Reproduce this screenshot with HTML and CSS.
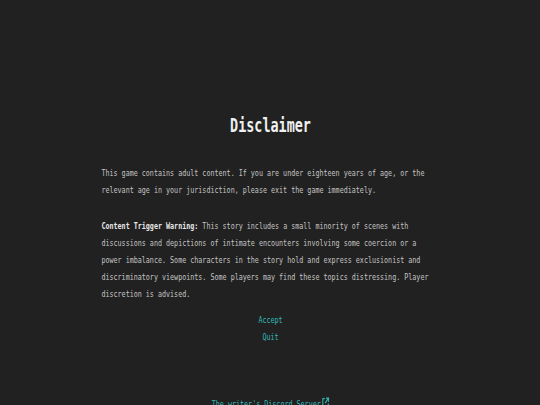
FILE: index.html
```html
<!DOCTYPE html>
<html lang="en">
<head>
  <meta charset="UTF-8">
  <title>Disclaimer</title>
  <link rel="stylesheet" href="styles.css">
</head>
<body>
  <div class="screen">
    <h1 class="title">Disclaimer</h1>

    <p>This game contains adult content. If you are under eighteen years of age, or the relevant age in your jurisdiction, please exit the game immediately.</p>

    <p><strong>Content Trigger Warning:</strong> This story includes a small minority of scenes with discussions and depictions of intimate encounters involving some coercion or a power imbalance. Some characters in the story hold and express exclusionist and discriminatory viewpoints. Some players may find these topics distressing. Player discretion is advised.</p>

    <div class="choices">
      <a href="#">Accept</a>
      <a href="#">Quit</a>
    </div>

    <div class="footer">
      <a href="#">The writer's Discord Server<svg class="ext" viewBox="0 0 10 10" width="11" height="11"><path d="M4 1.5H1.5v7h7V6" fill="none" stroke="currentColor" stroke-width="1.3"/><path d="M5.5 1h3.5v3.5M9 1L4.5 5.5" fill="none" stroke="currentColor" stroke-width="1.3"/></svg></a>
    </div>
  </div>
</body>
</html>
```

FILE: styles.css
```css
body {
  margin: 0;
  background-color: #212121;
  color: #c4c4c4;
  font-family: "DejaVu Sans Mono", "Liberation Mono", monospace;
  font-size: 9.5px;
  line-height: 17px;
  height: 405px;
  overflow: hidden;
}
/* narrow mono look: lay out wide, then squeeze horizontally */
.screen {
  width: 479px;
  margin: 0 auto;
  padding-top: 113px;
  display: flex;
  flex-direction: column;
  transform: scaleX(0.706);
  transform-origin: top center;
}
.title {
  margin: 0 0 27px;
  text-align: center;
  font-size: 19px;
  line-height: 24px;
  font-weight: bold;
  color: #f0f0f0;
}
p {
  margin: 0 0 19px;
}
strong {
  color: #e6e6e6;
}
.choices {
  display: flex;
  flex-direction: column;
  align-items: center;
  margin-top: -10px;
}
a {
  color: #34b8b8;
  text-decoration: none;
}
.footer {
  margin-top: 50px;
  text-align: center;
}
.footer .ext {
  margin-left: 1px;
  vertical-align: -1px;
}
```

* [WRITTEN INSTRUCTION]: Leave the pictures out and output the rest of the listing exactly.

* [TASK RESULT]:
Reproduce this screenshot with HTML and CSS.
FILE: index.html
```html
<!DOCTYPE html>
<html lang="en">
<head>
  <meta charset="UTF-8">
  <title>Disclaimer</title>
  <link rel="stylesheet" href="styles.css">
</head>
<body>
  <div class="screen">
    <h1 class="title">Disclaimer</h1>

    <p>This game contains adult content. If you are under eighteen years of age, or the relevant age in your jurisdiction, please exit the game immediately.</p>

    <p><strong>Content Trigger Warning:</strong> This story includes a small minority of scenes with discussions and depictions of intimate encounters involving some coercion or a power imbalance. Some characters in the story hold and express exclusionist and discriminatory viewpoints. Some players may find these topics distressing. Player discretion is advised.</p>

    <div class="choices">
      <a href="#">Accept</a>
      <a href="#">Quit</a>
    </div>

    <div class="footer">
      <a href="#">The writer's Discord Server<svg class="ext" viewBox="0 0 10 10" width="11" height="11"><path d="M4 1.5H1.5v7h7V6" fill="none" stroke="currentColor" stroke-width="1.3"/><path d="M5.5 1h3.5v3.5M9 1L4.5 5.5" fill="none" stroke="currentColor" stroke-width="1.3"/></svg></a>
    </div>
  </div>
</body>
</html>
```

FILE: styles.css
```css
body {
  margin: 0;
  background-color: #212121;
  color: #c4c4c4;
  font-family: "DejaVu Sans Mono", "Liberation Mono", monospace;
  font-size: 9.5px;
  line-height: 17px;
  height: 405px;
  overflow: hidden;
}
/* narrow mono look: lay out wide, then squeeze horizontally */
.screen {
  width: 479px;
  margin: 0 auto;
  padding-top: 113px;
  display: flex;
  flex-direction: column;
  transform: scaleX(0.706);
  transform-origin: top center;
}
.title {
  margin: 0 0 27px;
  text-align: center;
  font-size: 19px;
  line-height: 24px;
  font-weight: bold;
  color: #f0f0f0;
}
p {
  margin: 0 0 19px;
}
strong {
  color: #e6e6e6;
}
.choices {
  display: flex;
  flex-direction: column;
  align-items: center;
  margin-top: -10px;
}
a {
  color: #34b8b8;
  text-decoration: none;
}
.footer {
  margin-top: 50px;
  text-align: center;
}
.footer .ext {
  margin-left: 1px;
  vertical-align: -1px;
}
```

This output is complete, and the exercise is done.